- FIFA, the UN of football, is diseased to the core, being at best incompetent and at the worst, terminally corrupt.
- Handing out 3,500 tickets for the England game on Sunday, when there are at least 35,000 fans who would pay at least £300 pounds a ticket to see the game live, so that FIFA officials can rake off the private profits from selling 31,500 tickets on the black market, has Soviet-style nomenklatura duplicity written all over it.
- The way international football associations ride roughshod over the private football teams who are compelled to supply their players, smacks of all the sins of state conscription, with Alex Ferguson being reduced to praying that the England management don't wreck his premier sporting asset, Wayne Rooney, in their haphazard bid to win a trophy.
- And then we look at the England team itself, which operates at a level far less effective than the sum of its parts, with massively overpaid management producing shoddy performances from players who, at the private club level, would walk into most of the best private teams in the world.
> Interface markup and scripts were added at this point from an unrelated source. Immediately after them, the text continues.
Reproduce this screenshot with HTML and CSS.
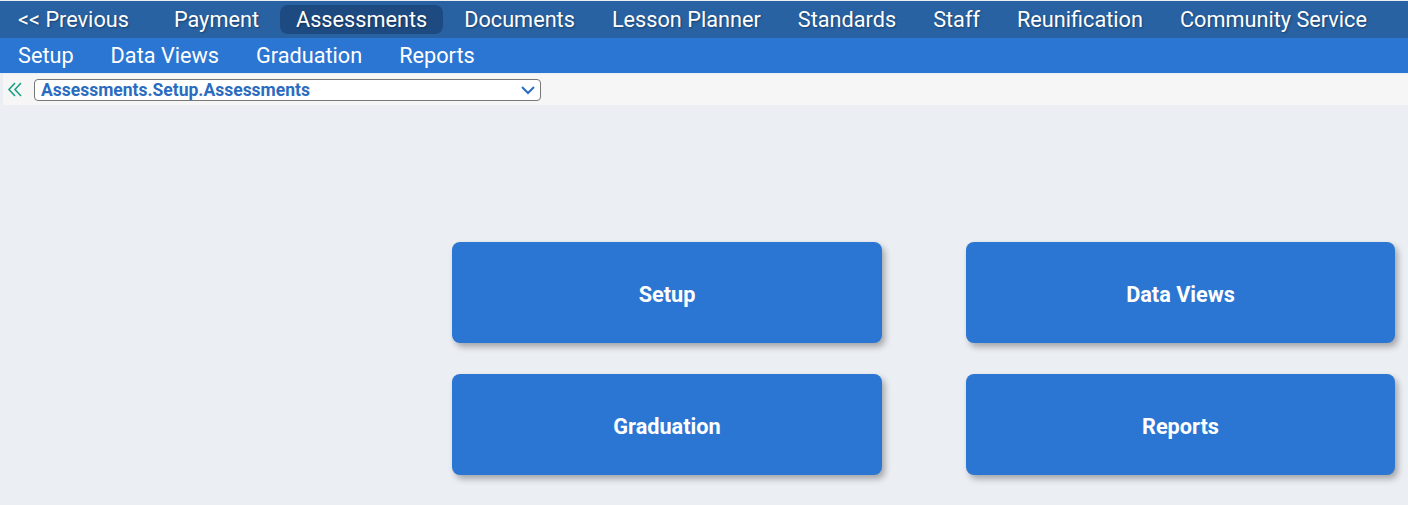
FILE: index.html
```html
<!DOCTYPE html>
<html lang="en">
<head>
    <meta charset="UTF-8">
    <title>Assessments</title>
    <link rel="stylesheet" href="styles.css">
</head>
<body>
<div class="topnav">
    <a class="nav-item nav-prev">&lt;&lt; Previous</a>
    <a class="nav-item">Payment</a>
    <a class="nav-item active">Assessments</a>
    <a class="nav-item">Documents</a>
    <a class="nav-item">Lesson Planner</a>
    <a class="nav-item">Standards</a>
    <a class="nav-item">Staff</a>
    <a class="nav-item">Reunification</a>
    <a class="nav-item">Community Service</a>
</div>
<div class="subnav">
    <a class="sub-item">Setup</a>
    <a class="sub-item">Data Views</a>
    <a class="sub-item">Graduation</a>
    <a class="sub-item">Reports</a>
</div>
<div class="crumb">
    <span class="crumb-back">
        <svg width="16" height="15" viewBox="0 0 16 15"><path d="M8 1 L2 7.5 L8 14 M14 1 L8 7.5 L14 14" fill="none" stroke="#1aa084" stroke-width="1.6"/></svg>
    </span>
    <div class="crumb-select">
        <span>Assessments.Setup.Assessments</span>
        <svg width="14" height="10" viewBox="0 0 14 10"><path d="M1 2 L7 8 L13 2" fill="none" stroke="#2b6cc0" stroke-width="2"/></svg>
    </div>
</div>
<div class="content">
    <div class="tiles">
        <div class="tile">Setup</div>
        <div class="tile">Data Views</div>
        <div class="tile">Graduation</div>
        <div class="tile">Reports</div>
    </div>
</div>
</body>
</html>
```

FILE: styles.css
```css
html{
    height: 100%;
}
body{
    height: 100%;
    margin: 0;
    padding: 0;
    background-color: #ebeef3;
    font-family: Roboto, "Liberation Sans", sans-serif;
}
.topnav{
    display: flex;
    align-items: center;
    height: 37px;
    margin-top: 1px;
    padding-left: 2px;
    background-color: #2862a3;
}
.nav-item{
    padding: 0 16px;
    margin-right: 5px;
    height: 29px;
    line-height: 30px;
    font-size: 21.7px;
    color: #fff;
    text-shadow: 1px 1px 2px rgba(0,0,0,0.35);
    border-radius: 8px;
    white-space: nowrap;
    cursor: pointer;
}
.nav-prev{
    margin-right: 13px;
}
.active{
    background-color: #1d4a80;
}
.subnav{
    display: flex;
    align-items: center;
    height: 35px;
    padding-left: 18px;
    background-color: #2b76d2;
}
.sub-item{
    margin-right: 37px;
    font-size: 21.7px;
    color: #fff;
    cursor: pointer;
}
.crumb{
    display: flex;
    align-items: center;
    height: 31px;
    margin-top: 1px;
    margin-left: 3px;
    background-color: #f6f6f6;
}
.crumb-back{
    display: flex;
    width: 31px;
    padding-left: 4px;
    box-sizing: border-box;
}
.crumb-select{
    display: flex;
    align-items: center;
    justify-content: space-between;
    box-sizing: border-box;
    width: 507px;
    height: 22px;
    padding: 0 5px 0 6px;
    background-color: #fff;
    border: 1px solid #777;
    border-radius: 4px;
    font-size: 17.5px;
    font-weight: 700;
    color: #2b6cc0;
}
.content{
    padding: 137px 13px 0 452px;
}
.tiles{
    display: grid;
    grid-template-columns: 430px 429px;
    column-gap: 84px;
    row-gap: 31px;
}
.tile{
    display: flex;
    align-items: center;
    justify-content: center;
    box-sizing: border-box;
    height: 101px;
    padding-top: 3px;
    background-color: #2b76d2;
    border-radius: 8px;
    box-shadow: 3px 4px 6px rgba(0,0,0,0.3);
    font-size: 21.7px;
    font-weight: 700;
    color: #fff;
    cursor: pointer;
}
```
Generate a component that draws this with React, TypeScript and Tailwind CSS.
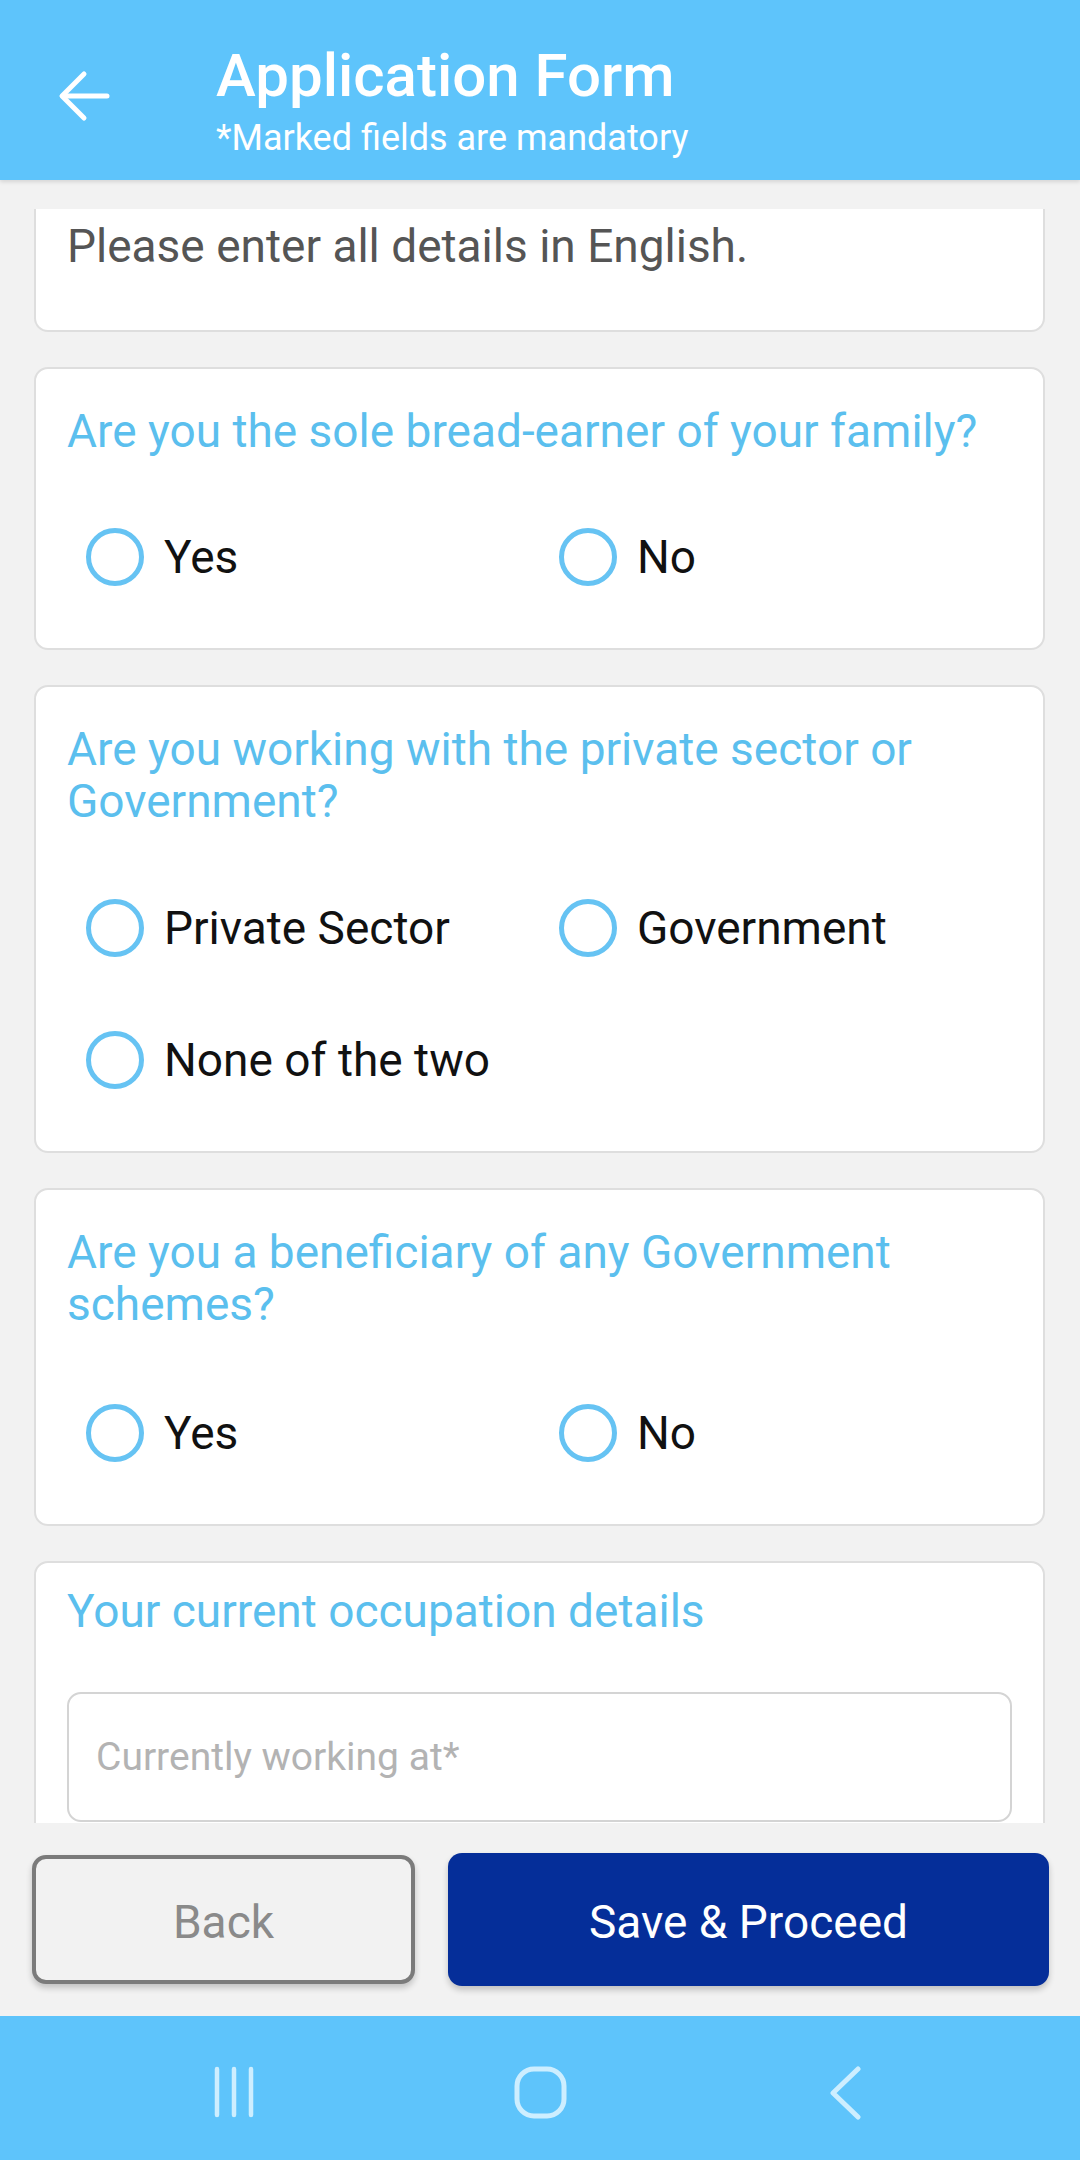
import React from "react";

const font = { fontFamily: "Roboto, 'Noto Sans', sans-serif" };

function Radio({ label }: { label: string }) {
  return (
    <div className="flex items-center h-[58px]">
      <div className="w-[58px] h-[58px] rounded-full border-[5px] border-[#66c3f3] shrink-0" />
      <span className="ml-[20px] text-[46px] leading-none text-[#111]">{label}</span>
    </div>
  );
}

function Question({ lines }: { lines: string[] }) {
  return (
    <div className="text-[46px] leading-[52px] text-[#5bbfee]">
      {lines.map((l, i) => (
        <div key={i}>{l}</div>
      ))}
    </div>
  );
}

function Card({ children, className = "" }: { children: React.ReactNode; className?: string }) {
  return (
    <div className={"bg-white border-2 border-[#dedede] rounded-[14px] " + className}>
      {children}
    </div>
  );
}

export default function App() {
  return (
    <div className="w-[1080px] h-[2160px] flex flex-col bg-[#f2f2f2]" style={font}>
      {/* Header */}
      <div className="h-[180px] bg-[#5ec4fb] flex shrink-0 shadow-[0_2px_4px_rgba(0,0,0,0.12)] z-10">
        <div className="w-[216px] pl-[58px] pt-[70px]">
          <svg width="52" height="52" viewBox="0 0 52 52" fill="none" stroke="white" strokeWidth="5" strokeLinecap="round" strokeLinejoin="round">
            <path d="M49 26H5" />
            <path d="M26 4L4 26l22 22" />
          </svg>
        </div>
        <div className="pt-[44px] text-white">
          <div className="text-[60px] leading-[64px] font-medium">Application Form</div>
          <div className="text-[36px] leading-[40px] mt-[10px]">*Marked fields are mandatory</div>
        </div>
      </div>

      {/* Scrolling form */}
      <div className="flex-1 overflow-hidden pl-[34px] pr-[35px] pt-[29px] flex flex-col gap-[35px]">
        <div className="bg-white border-2 border-t-0 border-[#dedede] rounded-b-[14px] h-[123px] shrink-0 pl-[31px] pt-[11px]">
          <div className="text-[46px] leading-[52px] text-[#555]">Please enter all details in English.</div>
        </div>

        <Card className="shrink-0 pl-[31px] pt-[36px] pb-[62px]">
          <Question lines={["Are you the sole bread-earner of your family?"]} />
          <div className="grid grid-cols-[473px_1fr] pl-[19px] mt-[71px]">
            <Radio label="Yes" />
            <Radio label="No" />
          </div>
        </Card>

        <Card className="shrink-0 pl-[31px] pt-[36px] pb-[62px]">
          <Question lines={["Are you working with the private sector or", "Government?"]} />
          <div className="grid grid-cols-[473px_1fr] gap-y-[74px] pl-[19px] mt-[72px]">
            <Radio label="Private Sector" />
            <Radio label="Government" />
            <Radio label="None of the two" />
          </div>
        </Card>

        <Card className="shrink-0 pl-[31px] pt-[36px] pb-[62px]">
          <Question lines={["Are you a beneficiary of any Government", "schemes?"]} />
          <div className="grid grid-cols-[473px_1fr] pl-[19px] mt-[74px]">
            <Radio label="Yes" />
            <Radio label="No" />
          </div>
        </Card>

        <Card className="shrink-0 px-[31px] pt-[22px] pb-[40px]">
          <Question lines={["Your current occupation details"]} />
          <div className="mt-[55px] h-[130px] border-2 border-[#d4d4d4] rounded-[14px] flex items-center pl-[27px]">
            <span className="text-[39px] text-[#b3b3b3]">Currently working at*</span>
          </div>
        </Card>
      </div>

      {/* Bottom buttons */}
      <div className="h-[193px] shrink-0 flex gap-[33px] pl-[32px] pr-[31px] pt-[32px] bg-[#f2f2f2]">
        <button className="w-[383px] h-[129px] pt-[6px] rounded-[14px] border-[4px] border-[#7b7b7b] bg-[#f2f2f2] text-[46px] text-[#8a8a8a] shadow-[0_4px_6px_rgba(0,0,0,0.2)]">
          Back
        </button>
        <button className="flex-1 h-[133px] pt-[6px] -mt-[2px] rounded-[14px] bg-[#052e99] text-[46px] text-white shadow-[0_4px_6px_rgba(0,0,0,0.2)]">
          Save &amp; Proceed
        </button>
      </div>

      {/* System nav bar */}
      <div className="h-[144px] shrink-0 bg-[#5ec4fb] flex items-start pt-[50px]">
        <div className="flex w-full justify-center">
          <svg width="50" height="52" viewBox="0 0 50 52" className="ml-[-6px]" fill="none" stroke="#cdeeff" strokeWidth="4.5" strokeLinecap="round">
            <path d="M5 3v46M22 3v46M39 3v46" />
          </svg>
          <svg width="56" height="54" viewBox="0 0 56 54" className="ml-[251px]" fill="none" stroke="#cdeeff" strokeWidth="5">
            <rect x="4" y="3" width="47" height="47" rx="17" />
          </svg>
          <svg width="34" height="54" viewBox="0 0 34 54" className="ml-[259px]" fill="none" stroke="#cdeeff" strokeWidth="5" strokeLinecap="round" strokeLinejoin="round">
            <path d="M30 3L5 27l25 24" />
          </svg>
        </div>
      </div>
    </div>
  );
}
- Nobody wants the next England manager, Steve McClaren, except the FA themselves, because they see him as infinitely malleable. This smacks of central bank appointments, where politicians appoint non-entities so that the banks can achieve a patina of independence while at the same time the politicians can pull the strings of a grateful supplicant. McClaren will receive £3.5 million pounds a year, which is about £2.5 million more than he could command on the open market. Expect more blundering incompetence over the next four years, from this managerial boob.
- The more obvious choices for the England manager's job, Sam Allardyce, Stuart Pearce, and Terry Venables, are far too competent for the FA's liking, and would dare to answer back and do a decent job for the money. It sounds more and more like government all the time.
- The players themselves receive relatively scant reward, in comparison to both what they earn for their private clubs and what the FA will receive in fees for England's attendance at the World Cup. I never begrudge these players a penny of what they earn, except perhaps when they start slating capitalism at Bono-inspired press events; their share of the World Cup booty is simply derisory compared to what their skills, talents, and hard work, are generating.
- And then of course we have all of that patriotic nationalist nonsense with all those dreadful national anthems, hands on hearts, and olds-scores-to-settle fervour whipped up by the various media outlets.
There would be less nationalism, more competent team management, and better ticketing arrangements. The players would also be properly rewarded for their input, there would be less organisational corruption, and the risks of the games would fall fairly on the competing private teams, rather than being passed on to someone else, as at present; I certainly wouldn't like to be a Newcastle United shareholder at the moment, having watched a £17 million pound investment, in the shape of Michael Owen, dispatched to a physiotherapist's table, perhaps permanently, by poor pitch preparation and incompetent pre-match warm-up training.
And after sampling the joys of the England team in the previous three games, I'm certain that watching Chelsea play Boca Juniors would provide far more footballing entertainment than England versus Paraguay, unless of course watching a Keystone Kops shambles is what you enjoy, as part of the secret masochistic life of the typical England supporter.
Obviously, I wouldn't want to force a World Club Cup on anyone. But how far down the current premier league would we have to go before we found a team that would fail to beat England? Would England even feel comfortable taking on Blackburn? Maybe the World Club Cup will spontaneously generate itself, from a growing European Cup, franchising itself into a world event? If and when it does, perhaps the World Club Cup will gradually come to overshadow the World Cup, diminishing it to the level of, let's say, FA County football, as at present. I can but hope.
Meanwhile, back here in the real world, let's go for a prediction: England to beat Ecuador on penalties and then to go out in the next round - Sven Goran Eriksson must be laughing all the way to his Swiss bank account in Zurich, which incidentally, is the home of FIFA - funny that. Though yes, I still dream of that last minute Wayne Rooney hackle over the line, against Brazil, in the final. You just never know with football. That, perhaps, is the problem.